Start RECORDED DATA

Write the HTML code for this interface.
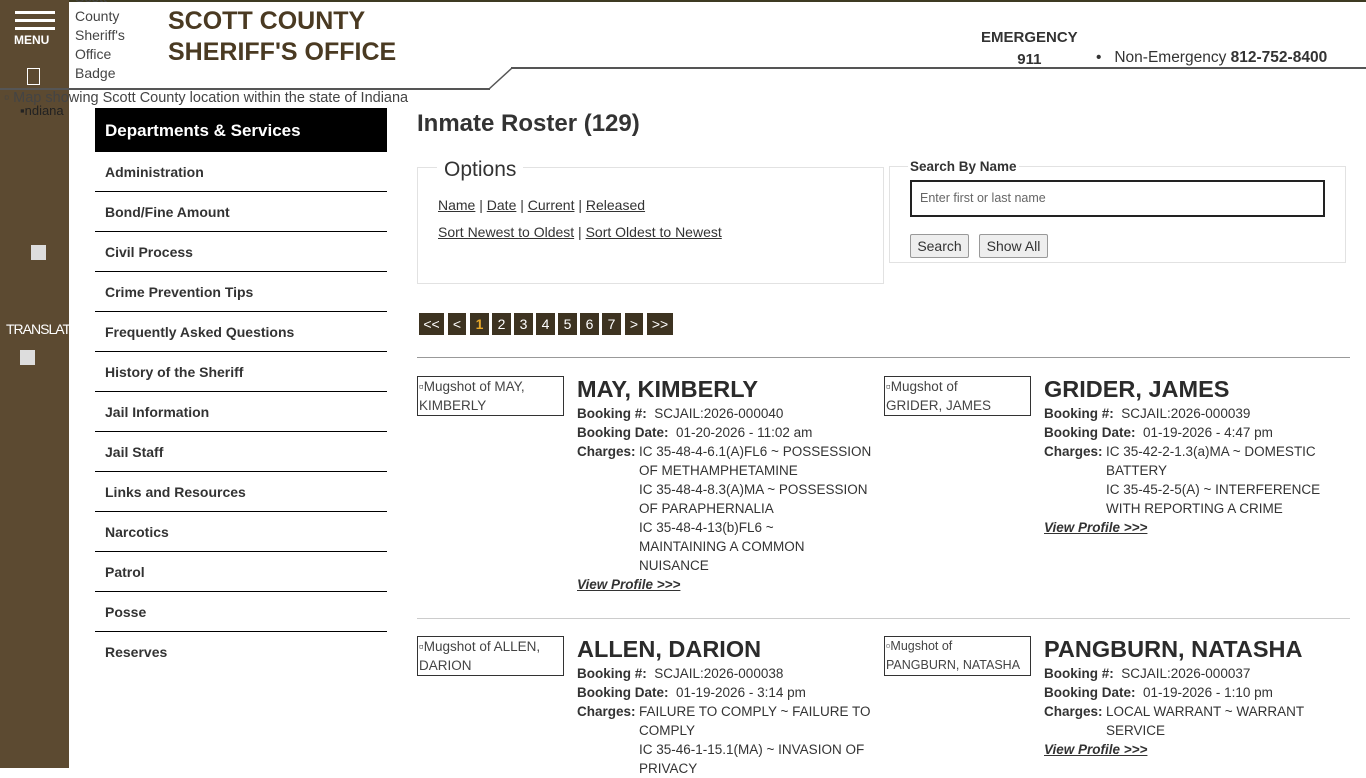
<!DOCTYPE html>
<html><head><meta charset="utf-8"><style>
*{margin:0;padding:0;box-sizing:border-box}
body{width:1366px;height:768px;overflow:hidden;background:#fff;font-family:"Liberation Sans",sans-serif;color:#333;position:relative}
.a{position:absolute}
.side{left:0;top:0;width:69px;height:768px;background:#5c4a31}
.menu{left:0;top:0;width:69px;height:90px;background:#5c4a31}
.bar{left:15px;width:40px;height:3px;background:#fff}
.nav{left:95px;width:292px}
.nav div{height:40px;border-bottom:1px solid #000;font-size:14px;font-weight:bold;color:#333;padding:12px 10px 0}
u{text-decoration:underline}
.pg{top:313px;height:22px;background:#3d3321;color:#fff;font-size:14px;text-align:center;line-height:22px}
.img{border:1px solid #333;font-size:13.5px;color:#444;line-height:19px;width:147px;height:40px;overflow:hidden;padding-left:1px}
.nm{font-size:23.5px;font-weight:bold;color:#2b2b2b}
.inf{font-size:13.5px;line-height:19px;color:#333}
.ch{padding-left:62px;position:relative}
.ch b{position:absolute;left:0}
.vp{font-weight:bold;font-style:italic;text-decoration:underline;color:#333}
</style></head><body>
<div class="a side"></div>
<div class="a menu"></div>
<div class="a bar" style="top:11px"></div><div class="a bar" style="top:19px"></div><div class="a bar" style="top:27px"></div>
<div class="a" style="left:14px;top:33px;color:#fff;font-size:12px;font-weight:bold">MENU</div>
<div class="a" style="left:27px;top:68px;width:13px;height:17px;border:1px solid #fff"></div>
<div class="a" style="left:69px;top:0;width:1297px;height:2px;background:#3d3a22"></div>
<div class="a" style="left:0;top:88px;width:490px;height:2px;background:#555"></div>
<svg class="a" style="left:488px;top:66px" width="30" height="25"><line x1="1" y1="23" x2="24" y2="2" stroke="#555" stroke-width="1.5"/></svg>
<div class="a" style="left:511px;top:67px;width:855px;height:2px;background:#555"></div>
<div class="a" style="left:75px;top:-12px;font-size:14px;line-height:19px;color:#444">Scott<br>County<br>Sheriff's<br>Office<br>Badge</div>
<div class="a" style="left:168px;top:6px;font-size:25px;line-height:31px;font-weight:bold;color:#4a3a22">SCOTT COUNTY<br>SHERIFF'S OFFICE</div>
<div class="a" style="left:981px;top:27px;font-size:15px;font-weight:bold;color:#333;text-align:center;line-height:22px">EMERGENCY<br>911</div>
<div class="a" style="left:1096px;top:49px;font-size:15.5px;color:#333">•&nbsp;&nbsp;&nbsp;Non-Emergency <b>812-752-8400</b></div>
<div class="a" style="left:4px;top:90px;font-size:14.5px;color:#444">▫ Map showing Scott County location within the state of Indiana</div>
<div class="a" style="left:20px;top:103px;font-size:13px;color:#222">▪ndiana</div>
<div class="a" style="left:6px;top:321px;font-size:14px;color:#fff;letter-spacing:-1px">TRANSLATE</div>
<div class="a" style="left:31px;top:245px;width:15px;height:15px;background:#ddd"></div>
<div class="a" style="left:20px;top:350px;width:15px;height:15px;background:#ddd"></div>
<div class="a" style="left:95px;top:108px;width:292px;height:44px;background:#000;color:#fff;font-size:17px;font-weight:bold;padding:13px 10px 0">Departments &amp; Services</div>
<div class="a nav" style="top:152px">
<div>Administration</div><div>Bond/Fine Amount</div><div>Civil Process</div><div>Crime Prevention Tips</div><div>Frequently Asked Questions</div><div>History of the Sheriff</div><div>Jail Information</div><div>Jail Staff</div><div>Links and Resources</div><div>Narcotics</div><div>Patrol</div><div>Posse</div><div style="border:none">Reserves</div>
</div>
<div class="a" style="left:417px;top:110px;font-size:24px;font-weight:bold;color:#333">Inmate Roster (129)</div>
<div class="a" style="left:417px;top:167px;width:467px;height:117px;border:1px solid #e2e2e2"></div>
<div class="a" style="left:437px;top:158px;background:#fff;padding:0 7px;font-size:21px;color:#333">Options</div>
<div class="a" style="left:438px;top:197px;font-size:14px;color:#333"><u>Name</u> | <u>Date</u> | <u>Current</u> | <u>Released</u></div>
<div class="a" style="left:438px;top:224px;font-size:14px;color:#333"><u>Sort Newest to Oldest</u> | <u>Sort Oldest to Newest</u></div>
<div class="a" style="left:889px;top:166px;width:457px;height:97px;border:1px solid #e2e2e2"></div>
<div class="a" style="left:908px;top:159px;background:#fff;padding:0 2px;font-size:13.5px;font-weight:bold;color:#333">Search By Name</div>
<div class="a" style="left:910px;top:180px;width:415px;height:37px;border:2px solid #222;font-size:12.5px;color:#666;padding:9px 8px">Enter first or last name</div>
<div class="a" style="left:910px;top:234px;width:59px;height:24px;border:1px solid #999;background:#eee;font-size:14px;text-align:center;line-height:22px;border-radius:2px">Search</div>
<div class="a" style="left:979px;top:234px;width:69px;height:24px;border:1px solid #999;background:#eee;font-size:14px;text-align:center;line-height:22px;border-radius:2px">Show All</div>
<div class="a pg" style="left:419px;width:25px">&lt;&lt;</div>
<div class="a pg" style="left:448px;width:18px">&lt;</div>
<div class="a pg" style="left:470px;width:19px;color:#e8a92a;font-weight:bold">1</div>
<div class="a pg" style="left:492px;width:19px">2</div>
<div class="a pg" style="left:514px;width:19px">3</div>
<div class="a pg" style="left:536px;width:19px">4</div>
<div class="a pg" style="left:558px;width:19px">5</div>
<div class="a pg" style="left:580px;width:19px">6</div>
<div class="a pg" style="left:602px;width:19px">7</div>
<div class="a pg" style="left:625px;width:18px">&gt;</div>
<div class="a pg" style="left:647px;width:26px">&gt;&gt;</div>
<div class="a" style="left:417px;top:357px;width:933px;height:1px;background:#999"></div>
<div class="a" style="left:417px;top:618px;width:933px;height:1px;background:#ccc"></div>

<div class="a img" style="left:417px;top:376px">▫Mugshot of MAY, KIMBERLY</div>
<div class="a nm" style="left:577px;top:376px">MAY, KIMBERLY</div>
<div class="a inf" style="left:577px;top:404px;width:300px">
<div><b>Booking #:</b>&nbsp; SCJAIL:2026-000040</div>
<div><b>Booking Date:</b>&nbsp; 01-20-2026 - 11:02 am</div>
<div class="ch"><b>Charges:</b>IC 35-48-4-6.1(A)FL6 ~ POSSESSION<br>OF METHAMPHETAMINE<br>IC 35-48-4-8.3(A)MA ~ POSSESSION<br>OF PARAPHERNALIA<br>IC 35-48-4-13(b)FL6 ~<br>MAINTAINING A COMMON<br>NUISANCE</div>
<div class="vp">View Profile &gt;&gt;&gt;</div></div>

<div class="a img" style="left:884px;top:376px">▫Mugshot of<br>GRIDER, JAMES</div>
<div class="a nm" style="left:1044px;top:376px">GRIDER, JAMES</div>
<div class="a inf" style="left:1044px;top:404px;width:300px">
<div><b>Booking #:</b>&nbsp; SCJAIL:2026-000039</div>
<div><b>Booking Date:</b>&nbsp; 01-19-2026 - 4:47 pm</div>
<div class="ch"><b>Charges:</b>IC 35-42-2-1.3(a)MA ~ DOMESTIC<br>BATTERY<br>IC 35-45-2-5(A) ~ INTERFERENCE<br>WITH REPORTING A CRIME</div>
<div class="vp">View Profile &gt;&gt;&gt;</div></div>

<div class="a img" style="left:417px;top:636px">▫Mugshot of ALLEN, DARION</div>
<div class="a nm" style="left:577px;top:636px">ALLEN, DARION</div>
<div class="a inf" style="left:577px;top:664px;width:300px">
<div><b>Booking #:</b>&nbsp; SCJAIL:2026-000038</div>
<div><b>Booking Date:</b>&nbsp; 01-19-2026 - 3:14 pm</div>
<div class="ch"><b>Charges:</b>FAILURE TO COMPLY ~ FAILURE TO<br>COMPLY<br>IC 35-46-1-15.1(MA) ~ INVASION OF<br>PRIVACY</div></div>

<div class="a img" style="left:884px;top:636px;font-size:12.5px;white-space:nowrap">▫Mugshot of<br>PANGBURN, NATASHA</div>
<div class="a nm" style="left:1044px;top:636px">PANGBURN, NATASHA</div>
<div class="a inf" style="left:1044px;top:664px;width:300px">
<div><b>Booking #:</b>&nbsp; SCJAIL:2026-000037</div>
<div><b>Booking Date:</b>&nbsp; 01-19-2026 - 1:10 pm</div>
<div class="ch"><b>Charges:</b>LOCAL WARRANT ~ WARRANT<br>SERVICE</div>
<div class="vp">View Profile &gt;&gt;&gt;</div></div>
</body></html>
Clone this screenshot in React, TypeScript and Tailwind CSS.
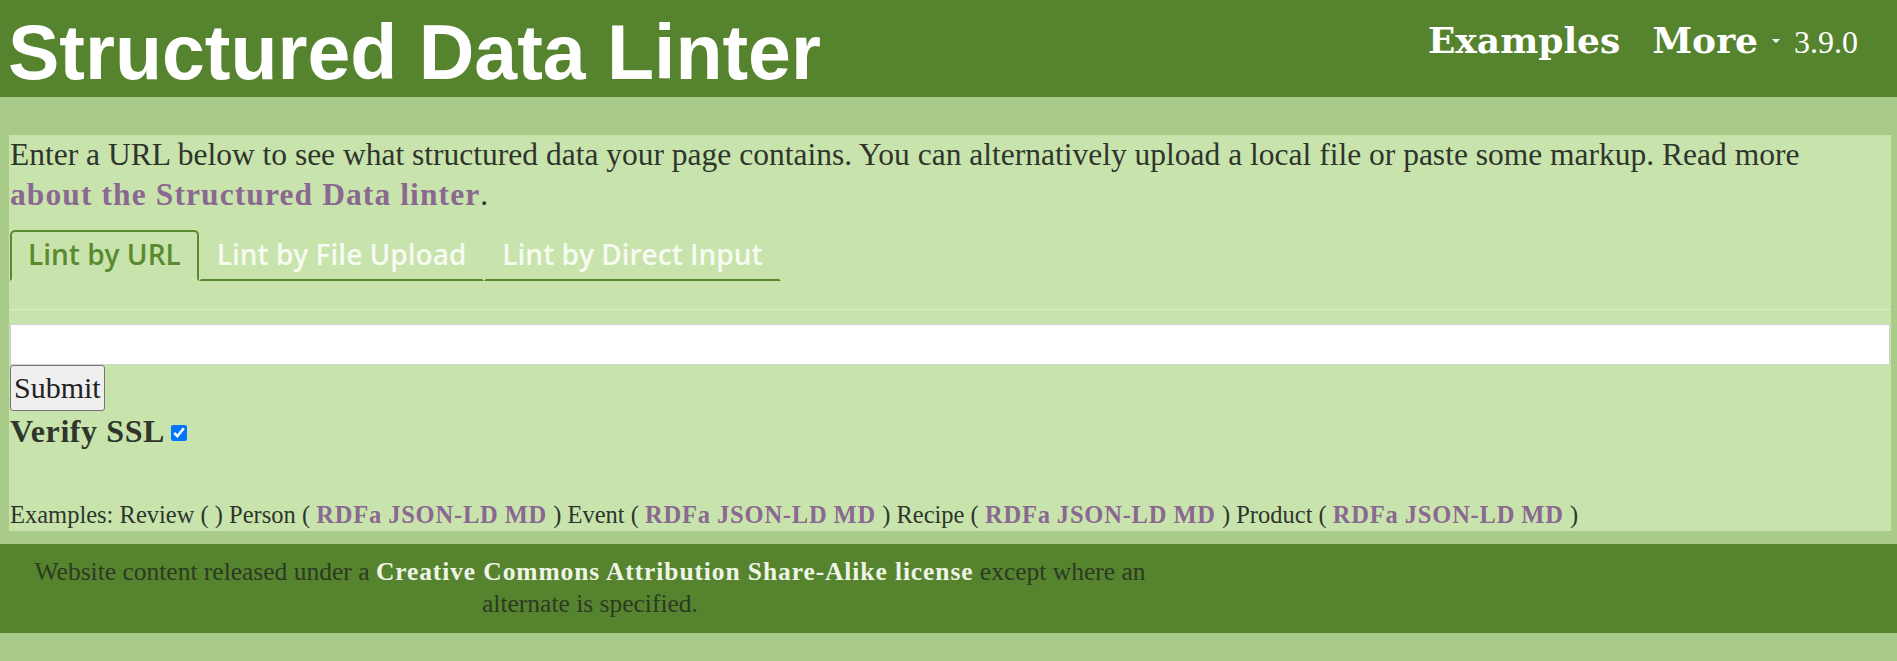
import React from "react";

const serif = { fontFamily: '"Liberation Serif", "Times New Roman", serif' };

function Links() {
  return (
    <>
      ({" "}
      <a className="font-bold tracking-[0.8px] text-[#8a6891]">RDFa</a>{" "}
      <a className="font-bold tracking-[0.8px] text-[#8a6891]">JSON-LD</a>{" "}
      <a className="font-bold tracking-[0.8px] text-[#8a6891]">MD</a> )
    </>
  );
}

export default function App() {
  return (
    <div className="min-h-screen bg-[#a9cb89] font-['Liberation_Serif',serif] text-[#2f352c]">
      <header className="h-[97px] bg-[#56832e] flex justify-between">
        <div className="pl-[8px] pt-[14px] font-['Liberation_Sans',Arial,sans-serif] font-bold text-[77px] leading-[76px] text-white">
          Structured Data Linter
        </div>
        <nav className="flex items-baseline pt-[22px] pr-[39px] text-white h-fit">
          <a className="font-['DejaVu_Serif',serif] font-bold text-[36px] leading-[36px]">Examples</a>
          <a className="ml-[32px] font-['DejaVu_Serif',serif] font-bold text-[36px] leading-[36px]">More</a>
          <span className="ml-[14px] self-start mt-[17px] w-0 h-0 border-x-[4px] border-x-transparent border-t-[4px] border-t-white"></span>
          <span className="ml-[14px] text-[32px] leading-[36px]">3.9.0</span>
        </nav>
      </header>

      <main className="mt-[38px] ml-[9px] mr-[6px] bg-[#c8e4ac] pl-px">
        <p className="text-[31.5px] leading-[40px]">
          Enter a URL below to see what structured data your page contains. You can alternatively upload a local file or paste some markup. Read more{" "}
          <a className="whitespace-nowrap font-bold tracking-[1.1px] text-[#8a6891]">about the Structured Data linter</a>.
        </p>

        <div className="mt-[15px] flex font-['Open_Sans',sans-serif] font-semibold text-[28px] leading-[38px]">
          <div className="border-2 border-[#5a8a30] border-b-transparent rounded-t-[5px] px-[16px] pt-[3px] pb-[6px] text-[#5a8a30]">
            Lint by URL
          </div>
          <div className="border-2 border-transparent border-b-[#5a8a30] px-[16px] pt-[3px] pb-[6px] text-[#f7fbf2]">
            Lint by File Upload
          </div>
          <div className="border-2 border-transparent border-b-[#5a8a30] px-[16px] pt-[3px] pb-[6px] text-[#f7fbf2]">
            Lint by Direct Input
          </div>
        </div>

        <div className="mt-[28px] h-px bg-[#dcedcc]"></div>

        <div className="mt-[14px] pr-px">
          <input type="text" className="block w-full h-[41px] bg-white border border-[#cfd3cb] outline-none" />
        </div>

        <button className="block border border-[#767676] bg-[#efefef] rounded-[3px] px-[3px] py-[4px] text-[30px] leading-[36px] text-[#222]" style={serif}>
          Submit
        </button>

        <div className="flex items-center text-[32px] leading-[40px] font-bold tracking-[0.6px]">
          Verify SSL
          <input type="checkbox" defaultChecked className="ml-[6px] w-[16px] h-[16px] mt-[4px]" />
        </div>

        <div className="mt-[48px] text-[24.5px] leading-[32px]">
          Examples: Review ( ) Person <Links /> Event <Links /> Recipe <Links /> Product <Links />
        </div>
      </main>

      <footer className="mt-[13px] bg-[#56832e] h-[89px] pt-[12px]">
        <div className="w-[1180px] text-center text-[25.5px] leading-[32px] text-[#2b3a22]">
          Website content released under a{" "}
          <a className="font-bold tracking-[0.9px] text-[#eef4e6]">Creative Commons Attribution Share-Alike license</a>{" "}
          except where an
          <br />
          alternate is specified.
        </div>
      </footer>
    </div>
  );
}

End RECORDED DATA

INSTRUCTIONS TO FOLLOW ▸ Count the lines above in which the word "this" appears, then state only that count.

EXERCISE OUTPUT ▸ 2